Amaris Williams

No. 17 – Georgia Bulldogs
- Position: Linebacker
- Class: Junior

Personal information
- Born: August 13, 2005 (age 21)
- Listed height: 6 ft 3 in (1.91 m)
- Listed weight: 255 lb (116 kg)

Career information
- High school: Clinton (Clinton, North Carolina)
- College: Auburn (2024–2025); Georgia (2026–present);
- Stats at ESPN

= Amaris Williams =

American football player (born 2005)

Amaris Williams (born August 13, 2005) is an American college football linebacker for the Georgia Bulldogs of the Southeastern Conference (SEC). He previously played for the Auburn Tigers.

==Early life==
Williams attended Overhills High School in Spring Lake, North Carolina for two years before transferring to Clinton High School in Clinton, North Carolina prior to his junior year. He played defensive end and running back in high school and as a senior had 34 tackles with 11 sacks on defense and 679 rushing yards with 12 touchdowns on offense. For his career he had 141 tackles, 35.5 sacks, 977 rushing yards and 17 touchdowns. Rated as a five-star recruit by 247Sports, Williams was selected to play in the 2024 All-American Bowl.
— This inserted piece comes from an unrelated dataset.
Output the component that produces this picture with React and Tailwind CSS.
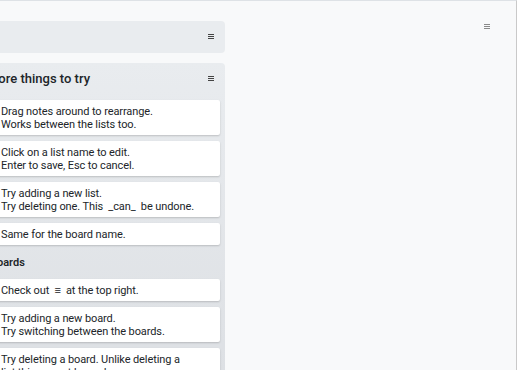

He originally committed to play college football at the University of Florida before flipping his commitment to Auburn University.

==College career==
As a true freshman at Auburn in 2024, Williams played in 10 games and had six tackles and 0.5 sacks. After the season, he entered the transfer portal but ultimately decided to return to Auburn. As a sophomore in 2025, he recorded 16 tackles and two sacks over 11 games. After the season, Williams again entered the transfer portal.

On January 8, 2026, Williams announced his decision to transfer to the University of Georgia to play for the Georgia Bulldogs.